Don’t get me wrong, I love it. I wouldn’t change a thing about our traditions, except maybe the me gaining weight and screaming part.

I love Christmas, and I’m thankful that we have the means and resources that allow us to do so much. I am grateful that we have such wonderful family and friends to celebrate with. But it’s a lot to carry by myself.

I must admit, this is partly my fault. I haven’t made my needs clear. I haven’t let you know how you can help. But that stops now. Here’s what I need from you.

I need you to check in with me a couple times a week. See what I have going on and how you can lighten my load. Or, even better, if you see something that needs to be done, just do it! If I can delegate some of the shopping or planning to you, that would give me time to breathe and enjoy the season.

I need you to encourage me. Remind me that I’m not alone.

I need you to tell the children to stop being monsters. They get so high on sugar and entitlement, that they can start acting like evil little elves. You are great at calming them down and centering them. Do more of that.

I need you to stuff my stocking.

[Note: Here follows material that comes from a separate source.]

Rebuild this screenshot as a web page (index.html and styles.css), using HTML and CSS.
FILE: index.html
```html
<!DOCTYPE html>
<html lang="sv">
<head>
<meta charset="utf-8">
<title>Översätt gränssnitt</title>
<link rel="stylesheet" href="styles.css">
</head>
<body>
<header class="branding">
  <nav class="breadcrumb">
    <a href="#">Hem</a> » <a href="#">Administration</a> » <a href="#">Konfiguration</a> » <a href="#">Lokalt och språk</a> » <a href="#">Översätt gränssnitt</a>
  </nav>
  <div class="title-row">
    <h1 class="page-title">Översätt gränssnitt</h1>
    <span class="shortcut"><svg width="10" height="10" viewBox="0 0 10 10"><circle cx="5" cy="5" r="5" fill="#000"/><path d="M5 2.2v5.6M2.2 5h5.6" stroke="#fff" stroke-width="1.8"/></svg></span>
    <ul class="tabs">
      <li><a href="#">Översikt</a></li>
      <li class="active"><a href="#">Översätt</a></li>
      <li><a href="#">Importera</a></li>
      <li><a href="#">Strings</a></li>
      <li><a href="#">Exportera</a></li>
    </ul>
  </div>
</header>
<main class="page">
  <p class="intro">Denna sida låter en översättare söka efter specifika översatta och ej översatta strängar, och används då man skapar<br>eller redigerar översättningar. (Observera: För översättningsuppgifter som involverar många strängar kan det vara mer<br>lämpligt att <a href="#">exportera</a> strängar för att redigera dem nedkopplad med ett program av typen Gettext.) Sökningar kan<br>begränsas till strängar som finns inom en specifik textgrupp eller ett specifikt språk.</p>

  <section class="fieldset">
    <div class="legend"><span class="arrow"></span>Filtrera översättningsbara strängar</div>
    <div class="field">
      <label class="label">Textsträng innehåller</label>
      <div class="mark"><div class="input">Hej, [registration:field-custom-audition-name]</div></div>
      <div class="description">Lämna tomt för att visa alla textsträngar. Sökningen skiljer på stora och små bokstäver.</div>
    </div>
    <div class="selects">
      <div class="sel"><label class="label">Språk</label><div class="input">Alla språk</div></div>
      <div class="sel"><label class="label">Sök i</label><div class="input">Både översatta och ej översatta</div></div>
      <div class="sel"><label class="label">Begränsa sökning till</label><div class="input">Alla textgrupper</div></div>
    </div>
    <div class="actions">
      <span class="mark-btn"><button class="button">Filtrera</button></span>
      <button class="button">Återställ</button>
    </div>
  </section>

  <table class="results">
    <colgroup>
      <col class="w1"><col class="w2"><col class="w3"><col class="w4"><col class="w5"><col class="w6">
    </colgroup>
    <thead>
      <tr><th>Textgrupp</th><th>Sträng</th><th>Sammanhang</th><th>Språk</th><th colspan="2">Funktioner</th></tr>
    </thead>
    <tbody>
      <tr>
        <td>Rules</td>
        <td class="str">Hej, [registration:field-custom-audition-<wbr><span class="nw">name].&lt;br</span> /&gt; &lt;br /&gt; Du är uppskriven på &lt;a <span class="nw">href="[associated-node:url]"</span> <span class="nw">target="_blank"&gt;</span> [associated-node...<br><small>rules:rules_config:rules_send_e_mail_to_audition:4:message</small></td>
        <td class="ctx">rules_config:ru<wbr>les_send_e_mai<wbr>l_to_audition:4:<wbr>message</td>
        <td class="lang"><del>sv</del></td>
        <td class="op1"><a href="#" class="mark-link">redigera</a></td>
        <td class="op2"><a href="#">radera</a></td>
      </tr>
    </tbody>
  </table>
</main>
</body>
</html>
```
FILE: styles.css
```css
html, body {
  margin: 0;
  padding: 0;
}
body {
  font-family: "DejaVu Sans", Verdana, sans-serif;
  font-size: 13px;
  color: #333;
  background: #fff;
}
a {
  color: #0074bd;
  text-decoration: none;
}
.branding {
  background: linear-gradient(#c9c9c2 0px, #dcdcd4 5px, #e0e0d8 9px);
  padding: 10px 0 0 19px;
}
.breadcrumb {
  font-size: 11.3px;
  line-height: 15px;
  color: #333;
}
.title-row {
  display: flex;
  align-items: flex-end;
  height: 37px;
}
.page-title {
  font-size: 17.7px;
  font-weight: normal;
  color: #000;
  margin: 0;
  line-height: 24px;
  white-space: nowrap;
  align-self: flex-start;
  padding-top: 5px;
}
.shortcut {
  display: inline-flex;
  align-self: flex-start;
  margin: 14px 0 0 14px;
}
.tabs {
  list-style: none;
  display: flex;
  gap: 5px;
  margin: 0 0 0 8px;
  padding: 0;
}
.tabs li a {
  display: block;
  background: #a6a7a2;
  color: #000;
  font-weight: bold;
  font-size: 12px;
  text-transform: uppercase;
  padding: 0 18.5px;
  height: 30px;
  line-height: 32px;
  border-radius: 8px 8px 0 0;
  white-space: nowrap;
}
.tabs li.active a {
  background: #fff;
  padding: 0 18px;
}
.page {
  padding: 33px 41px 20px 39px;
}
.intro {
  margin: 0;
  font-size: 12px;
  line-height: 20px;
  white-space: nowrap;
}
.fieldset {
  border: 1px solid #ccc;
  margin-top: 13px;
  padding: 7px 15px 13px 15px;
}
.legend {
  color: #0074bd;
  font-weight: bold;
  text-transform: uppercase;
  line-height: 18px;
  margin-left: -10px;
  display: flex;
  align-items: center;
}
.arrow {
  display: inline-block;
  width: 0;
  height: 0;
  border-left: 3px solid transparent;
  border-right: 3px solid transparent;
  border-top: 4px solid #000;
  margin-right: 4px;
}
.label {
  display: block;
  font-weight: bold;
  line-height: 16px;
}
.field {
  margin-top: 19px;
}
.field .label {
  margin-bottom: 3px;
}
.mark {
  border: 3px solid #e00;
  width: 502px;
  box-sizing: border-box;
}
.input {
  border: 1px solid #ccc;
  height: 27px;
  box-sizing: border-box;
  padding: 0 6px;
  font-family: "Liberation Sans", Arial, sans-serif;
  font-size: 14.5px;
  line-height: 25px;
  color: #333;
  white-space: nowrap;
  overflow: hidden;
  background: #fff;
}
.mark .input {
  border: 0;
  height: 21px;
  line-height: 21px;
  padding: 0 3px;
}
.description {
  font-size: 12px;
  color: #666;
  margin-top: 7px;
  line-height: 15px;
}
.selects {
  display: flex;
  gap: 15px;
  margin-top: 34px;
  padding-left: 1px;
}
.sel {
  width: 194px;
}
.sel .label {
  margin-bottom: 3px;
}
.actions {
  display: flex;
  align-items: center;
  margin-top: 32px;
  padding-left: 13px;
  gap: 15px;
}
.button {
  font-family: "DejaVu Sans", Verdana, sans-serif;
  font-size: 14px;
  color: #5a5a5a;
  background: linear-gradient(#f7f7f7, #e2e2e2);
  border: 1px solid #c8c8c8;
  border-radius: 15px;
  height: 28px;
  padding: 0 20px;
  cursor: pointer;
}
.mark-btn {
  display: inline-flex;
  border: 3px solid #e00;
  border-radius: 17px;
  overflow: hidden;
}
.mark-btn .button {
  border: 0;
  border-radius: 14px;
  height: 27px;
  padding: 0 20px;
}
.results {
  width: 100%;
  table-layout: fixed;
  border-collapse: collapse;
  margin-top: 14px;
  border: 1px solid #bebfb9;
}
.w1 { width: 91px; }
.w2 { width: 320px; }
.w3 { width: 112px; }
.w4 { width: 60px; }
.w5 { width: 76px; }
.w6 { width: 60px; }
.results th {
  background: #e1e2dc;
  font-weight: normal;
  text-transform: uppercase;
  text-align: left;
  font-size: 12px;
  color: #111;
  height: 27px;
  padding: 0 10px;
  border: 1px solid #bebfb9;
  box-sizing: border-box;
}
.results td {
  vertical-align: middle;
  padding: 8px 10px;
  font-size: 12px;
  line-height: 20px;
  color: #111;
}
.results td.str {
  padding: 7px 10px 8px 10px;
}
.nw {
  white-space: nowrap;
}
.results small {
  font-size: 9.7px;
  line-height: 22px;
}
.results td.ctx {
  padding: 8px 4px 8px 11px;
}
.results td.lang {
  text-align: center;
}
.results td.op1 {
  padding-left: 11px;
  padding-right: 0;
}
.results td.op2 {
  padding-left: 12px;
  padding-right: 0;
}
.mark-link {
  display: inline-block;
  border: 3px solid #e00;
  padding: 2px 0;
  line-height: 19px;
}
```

That sounds perverted, but get your mind out of the gutter. I mean it in the most literal sense. On Christmas morning, I would love to see a stocking full of surprises and goodies that I didn’t buy. You may wonder what I want. Literally, anything!  Candles, lip gloss, hair stuff, make-up, perfume, ponytail holders, pens, gift cards, and the fancy $6 chocolate they sell at Target. Women love little things that they wouldn’t normally buy themselves. So fill that stocking up, my love!

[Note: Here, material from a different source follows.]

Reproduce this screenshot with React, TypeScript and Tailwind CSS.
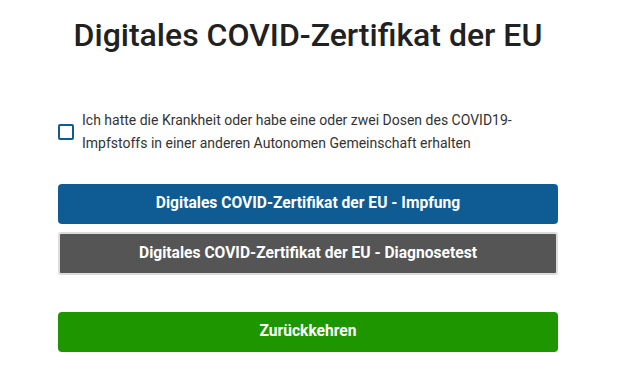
export default function App() {
  return (
    <div className="min-h-screen bg-white font-['Roboto',sans-serif]">
      <div className="ml-[58px] w-[500px] pt-[16px]">
        <h1 className="text-center text-[32px] leading-[38px] font-medium text-[#212121]">
          Digitales COVID-Zertifikat der EU
        </h1>

        <label className="mt-[55px] flex items-center gap-[8px]">
          <span className="h-[16px] w-[16px] shrink-0 rounded-[2px] border-2 border-[#0f5a92] bg-white" />
          <span className="text-[14px] leading-[23px] text-[#333]">
            Ich hatte die Krankheit oder habe eine oder zwei Dosen des COVID19-
            <br />
            Impfstoffs in einer anderen Autonomen Gemeinschaft erhalten
          </span>
        </label>

        <div className="mt-[29px] flex flex-col gap-[8px]">
          <button className="h-[40px] w-full rounded-[4px] bg-[#0f5b94] text-[15.6px] font-bold text-white">
            Digitales COVID-Zertifikat der EU - Impfung
          </button>
          <button className="h-[43px] w-full rounded-[3px] border-2 border-[#dcdcdc] bg-[#555555] text-[15.6px] font-bold text-white">
            Digitales COVID-Zertifikat der EU - Diagnosetest
          </button>
        </div>

        <button className="mt-[37px] h-[40px] w-full rounded-[4px] bg-[#1e9600] text-[15.6px] font-bold text-white">
          Zurückkehren
        </button>
      </div>
    </div>
  );
}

I want a gift on Christmas morning. Sometimes I say I don’t, but I really do!  I want something to open that I didn’t put in the Amazon cart or that I didn’t buy and wrap myself. I want to be surprised. I want you to listen to me all year when I drop hints about the things I want/need/would like to have. It doesn’t have to be expensive, but I would love for it to be thoughtful.

I want a thank you from you and the kids. I want to know that all I do means something.

I want to keep doing all we do around the holidays, but I want to do it with a little less stress and a little more help.